Until the affirmative marijuana vote by the Board of Supervisors, we dodged a bullet in the last election. If Moss and Brandon had joined Denise Rushing to form a majority this gentle, charming county would have become San Francisco light, road-rage and all. Voters also demonstrated by rejecting Measure D that they opposed turning the county over to backyard marijuana farming. I wasn”t surprised by Rushing, Brown or Farrington. I expected Rushing to vote to let pot growers grow pot. I anticipated Brown, a straight-shooter, would oppose piecemeal law-breaking and he did. Farrington is a born compromiser; he would attempt to broker a time-sharing compromise between a convent and a brothel. Following Farrington”s compromise proposal, given a choice between good and evil, the supervisors, except Brown, voted for half-evil, satisfying nobody. It”s as if a virgin decided to become just a little pregnant.
We got in this mess because California ignored federal law, pot growers ignored California and federal law and the supervisors got confused. I propose that when it comes back around, we ignore all outside laws and make some money for the county. Since the growers declare themselves farmers, let”s pass an ordinance that limits growing a normal amount of plants to fit on a normal farm of no less than 20 acres — like tobacco farmers — instead of tiny, stinking, dangerous backyard nuisances. Medicinal marijuana is nonsense; it is recreational stuff just like liquor and tobacco, only worse. Pain-reducing chemicals in marijuana are available in pills. If growing the stuff is legal then let”s stop the sneaky, impossible to monitor and control, backyard stuff and grow it openly as a farmland crop. It could be a cooperative, shared by many growers.
Since each plant is worth a few thousand dollars, let”s rake off, say, a thousand dollars as a fee for the county for each plant harvested. After all, these pot growers will pound our roads and streets cultivating, harvesting, and marketing their crops. Furthermore, now that we”re about to be a sanctuary county for pot growing, hordes of hairy, smelly, law-breaking folks will migrate here and fill our jail.
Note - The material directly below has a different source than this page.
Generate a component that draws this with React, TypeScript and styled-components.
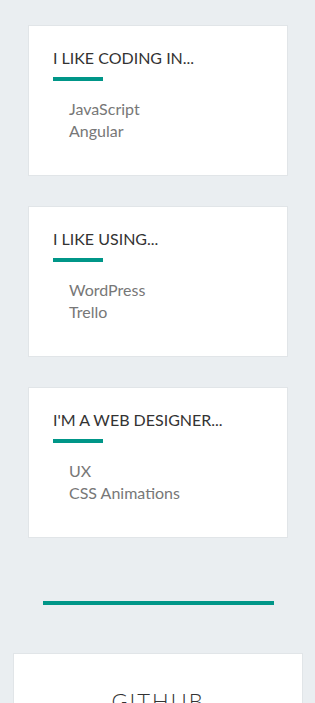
import React from "react";
import styled, { createGlobalStyle } from "styled-components";

const Global = createGlobalStyle`
  html, body {
    margin: 0;
    padding: 0;
    background: #eaeef1;
    overflow: hidden;
  }
  body {
    font-family: Lato, "Noto Sans", sans-serif;
  }
`;

const Page = styled.div`
  display: flex;
  flex-direction: column;
  align-items: center;
  padding: 25px 27px 0 28px;
`;

const CardList = styled.div`
  display: flex;
  flex-direction: column;
  gap: 30px;
`;

const Card = styled.section`
  box-sizing: border-box;
  width: 260px;
  background: #ffffff;
  border: 1px solid #e1e5e8;
  padding: 23px 24px 33px;
`;

const CardTitle = styled.h3`
  margin: 0;
  font-family: Lato, sans-serif;
  font-weight: 400;
  font-size: 16px;
  line-height: 18px;
  color: #333333;
  text-transform: uppercase;
`;

const Accent = styled.div`
  width: 50px;
  height: 4px;
  margin-top: 10px;
  background: #009688;
`;

const Items = styled.ul`
  list-style: none;
  margin: 17px 0 0;
  padding: 0 0 0 16px;
`;

const Item = styled.li`
  font-family: Lato, sans-serif;
  font-size: 16px;
  line-height: 22px;
  color: #777777;
`;

const Divider = styled.hr`
  width: 231px;
  height: 4px;
  border: 0;
  margin: 63px 0 0;
  background: #009688;
`;

const Panel = styled.section`
  box-sizing: border-box;
  width: 290px;
  margin-top: 48px;
  min-height: 200px;
  background: #ffffff;
  border: 1px solid #e1e5e8;
  padding-top: 33px;
  text-align: center;
`;

const PanelTitle = styled.h2`
  margin: 0;
  font-family: Lato, sans-serif;
  font-weight: 300;
  font-size: 22px;
  line-height: 28px;
  letter-spacing: 2px;
  color: #333333;
  text-transform: uppercase;
`;

const groups = [
  { title: "I like coding in...", items: ["JavaScript", "Angular"] },
  { title: "I like using...", items: ["WordPress", "Trello"] },
  { title: "I'm a web designer...", items: ["UX", "CSS Animations"] },
];

export default function App() {
  return (
    <>
      <Global />
      <Page>
        <CardList>
          {groups.map((g) => (
            <Card key={g.title}>
              <CardTitle>{g.title}</CardTitle>
              <Accent />
              <Items>
                {g.items.map((i) => (
                  <Item key={i}>{i}</Item>
                ))}
              </Items>
            </Card>
          ))}
        </CardList>
        <Divider />
        <Panel>
          <PanelTitle>Github</PanelTitle>
        </Panel>
      </Page>
    </>
  );
}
By taxing pot we will become a wealthy county, collecting enough money to fill potholes and afford smooth roads that are the envy of California. We will amass sufficient cash from taxing pot to forego the proposed sales tax and build a spacious, elegant jail to hold the hairy, law-breaking hordes that pot attracts.
However, we need a Sheriff who will support inspections and enforce laws regarding marijuana. An added benefit is that, as with tobacco, we can pass laws to keep it from children.